La sociedad del miedo
Gabriel U. García T.
La prensa traía una noticia que, a lo mejor, pasó desapercibida para muchos. El titular de la nota emitida por la agencia EFE, señalaba que el primer ministro británico, David Cameron “cree justificado vigilar los correos electrónicos de la población” incluyendo llamadas telefónicas y mensajes de texto, porque “hay lagunas importantes” en la seguridad de su país.
El suelto de prensa me ha dejado asombrado. Un siglo atrás era imposible pensar que el estado podía violar la privacidad del correo de sus ciudadanos. Hoy por razones de seguridad debe permitirse. Sin embargo, y sin que se me tache de anarquista, permítanme presentar un par de dudas.
La primera tiene relación con una novela maravillosa de Carlos Fuentes que tituló “La silla del águila”. Es una obra de ficción situada en México. Por alguna extraña razón el primero de enero del año 2000, todo ese maravilloso país, se queda sin ninguna de las modernas posibilidades de comunicación, incluyendo teléfono, fax y, por supuesto, correo electrónico. Los políticos se ven obligados a escribir cartas para poder mantener la comunicación. Con su mágica pluma, Fuentes, nos va develando las misivas que delatan los hilos con que se teje el poder. Por primera vez, los ciudadanos, entendemos esa intrincada telaraña en la que se confunden los intereses personales con los de la patria.

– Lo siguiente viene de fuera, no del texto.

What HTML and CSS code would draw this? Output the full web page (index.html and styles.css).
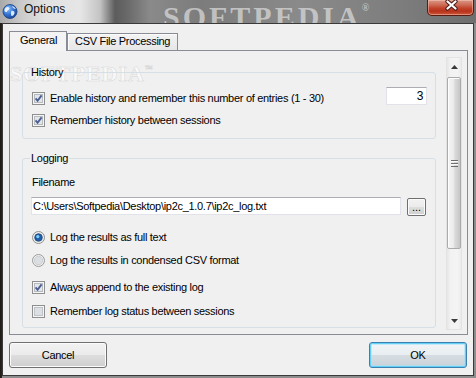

Entonces aquí viene la pregunta: ¿Si el estado va a tener la capacidad de ver, por razones de seguridad, todos nuestros correos electrónicos, mensajes y llamadas telefónicas, no tenemos también los ciudadanos el derecho de conocer los mensajes, correos y llamadas de nuestros gobernantes, para poder, justamente, estar seguros de que están cumpliendo con el mandato que les otorgamos? No se ría, estimado lector, que se trata de una cosa muy seria.
La segunda inquietud tiene que ver con don Juan Jacobo Rousseau. Él pregonaba que el estado es una especie de “contrato social” que todos los ciudadanos firmamos tácitamente para poder brindarnos, los unos a los otros, ciertas normas elementales que permiten nuestro diario convivir. Pero ¿están estas pretensiones, que violan la más profunda intimidad de las personas, dentro de ese contrato al que, por cierto, nadie nos preguntó si queríamos adherirnos?
Sinceramente, creo que no. Me parece que el miedo, instigado desde el poder, sigue siendo una de las formas más perversas de control y manipulación. Este miedo al terrorismo, a la delincuencia, en fin, al prójimo, hace que cada vez cedamos más libertad. Ojalá, algún día, empecemos a construir la civilización que un judío muerto hace más de dos mil años propusiera: una sociedad basada en el amor y no en el temor.